Kristian Fok, chief investment officer of Cbus, which serves primarily as the super fund for Australia’s construction and building industry, said that the fund’s portfolio needed to have “particular features around the infrastructure and property space” to meet its members’ needs.

“One of the challenges in the property industry is that often you get instances where workforces are contracted. You may not necessarily get paid appropriately and safety is an issue,” he said at the Responsible Asset Owners Global Symposia last Wednesday (March 23).

That meant selecting assets that not only provide positive returns, but also provide decent paying jobs and ensure sustainability standards.

“The challenge of being able to invest our members money in a way that not only generates strong returns, but also make sure that we're not cutting corners was one that we leaned into pretty early. What we found was that the best place to do that was in the actual premium product place. So a lot of our portfolio is in the very high premium grade properties,” he said.

Last year, Cbus told AsianInvestor that it had started allocating “fairly significantly” to real assets in Australia. The fund posted 11.40% one-year returns in 2021 for its property investments, and 15.01% returns since its inception. In comparison, its default MySuper strategy posted a one-year 19.34% amid an equity bull run, and a 9.25% return since its inception.

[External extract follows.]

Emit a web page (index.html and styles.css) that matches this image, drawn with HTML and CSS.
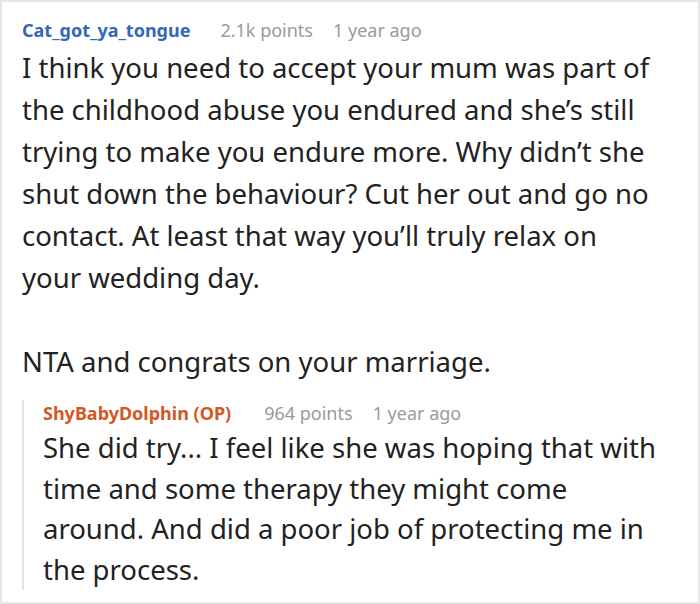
FILE: index.html
```html
<!DOCTYPE html>
<html>
<head>
<meta charset="utf-8">
<link rel="stylesheet" href="styles.css">
</head>
<body>
<div class="card">
  <div class="meta">
    <span class="user">Cat_got_ya_tongue</span>
    <span class="info">2.1k points</span>
    <span class="info">1 year ago</span>
  </div>
  <div class="body">
    <p>I think you need to accept your mum was part of<br>the childhood abuse you endured and she’s still<br>trying to make you endure more. Why didn’t she<br>shut down the behaviour? Cut her out and go no<br>contact. At least that way you’ll truly relax on<br>your wedding day.</p>
    <p>NTA and congrats on your marriage.</p>
  </div>
  <div class="reply">
    <div class="meta reply-meta">
      <span class="user op">ShyBabyDolphin (OP)</span>
      <span class="info">964 points</span>
      <span class="info">1 year ago</span>
    </div>
    <div class="body reply-body">
      <p>She did try... I feel like she was hoping that with<br>time and some therapy they might come<br>around. And did a poor job of protecting me in<br>the process.</p>
    </div>
  </div>
</div>
</body>
</html>
```
FILE: styles.css
```css
html, body {
  margin: 0;
  padding: 0;
  background: #fff;
}
body {
  font-family: "Noto Sans", "Open Sans", sans-serif;
  color: #222;
}
.card {
  box-sizing: border-box;
  width: 700px;
  height: 604px;
  border: 2px solid #e6e6e6;
  padding: 15px 2px 0 20px;
  overflow: hidden;
}
.meta {
  font-size: 18px;
  line-height: 26px;
  display: flex;
}
.user {
  font-weight: bold;
  color: #3467b8;
  margin-right: 30px;
}
.user.op {
  color: #d4571f;
  margin-right: 33px;
}
.info {
  color: #9a9a9a;
  margin-right: 20px;
}
.body {
  margin-top: 4px;
  font-size: 27.5px;
  line-height: 42px;
}
.body p {
  margin: 0 0 42px 0;
}
.body p:last-child {
  margin-bottom: 0;
}
.reply {
  margin-top: 29px;
  border-left: 2px solid #e2e2e2;
  padding-left: 19px;
}
.reply-meta {
  margin-top: -12px;
}
.reply-body {
  margin-top: 2px;
  line-height: 40.5px;
}
```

Sustainability was also a key focus as the fund was among the first super funds in 2019 to make a net-zero property portfolio commitment by 2030.

“Property has been seen to make a contribution to greenhouse gas emissions of 40%. As the owner of those properties and the way you design them, and the way that you source the energy, if you can drive the operations of those properties to net zero earlier, then by virtue of that you're actually assisting in creating the demand and also creating that transition. So we made that pledge,” he said.

As property owners, investors can take initiatives such as influencing external managers to set similar targets, or issue a mass tender for energy which can improve return outcomes “because you are buying but also creating a market to stimulate further renewable energy.”

“When you have a stronger focus on efficiency, tied to those loans, you bring it into the operations of other buildings. And so even with established buildings, we're able to lift the sustainability ratings,” he said.


In terms of infrastructure, he said the fund learned to think about it as a physical asset that provides a service to the community.

“So it's not just a physical thing, but it's actually a service that we provide. And then how you provide that service and how you line it up with the customers starts to create that connection around longer-term returns.”

“One of the features of infrastructure, in some cases, is that it is regulated. So there's often a mechanism where an authority will look at what you do, look at your cost of capital and determine how much profit you can make. And again, if you can actually demonstrate that by investing money in a particular way, you're going to create either better service or more resilience, then you're going to get a regulatory outcome that's favourable, which then goes to creating jobs in terms of efficiencies. But just as importantly, from the asset owners’ point of view, you're able to create returns as well,” he added.

However, he cautioned that sustainability does have an impact on returns. “But the more we look at it, we actually find a lot of commonalities between managing an asset well, with a view to longer term outcomes, and actually getting recognised and rewarded from that from a return point of view.”


Esther An,
City Developments Limited

At the same panel, Esther An, the chief sustainability officer of Singapore real estate firm City Developments Limited, said that the formation of the Net-Zero Insurance Alliance in 2019 played an important role for building owners.

“Insurance premiums get so high, and some buildings that are subject to very high climate threats may not be even insurable. So, there's also issues about stranded assets, and also about the financial impact if the premiums go sky high,” she said.

Other alliances such as the Net-Zero Asset Owner Alliance and the Net-Zero Banking Alliance, and the Glasgow Financial Alliance for Net-Zero have also been impacted and pointed to the direction that ESG had “exploded into the mainstream,” she said.

An also underscored the importance of “better buildings” in Asean. The United Nations Sustainability Development Goals are fundamentally aimed at helping developing nations, she said.

“And as we all know, Asean accounts for the third-largest population and has been undergoing fast [growth]… With a fast-growing population, you need better infrastructure, better buildings, especially when you're talking about the younger generation. Asean has about more than 60% of the population that is relatively young – 35 and below. These are the populations that will aspire for more sustainable products and buildings.”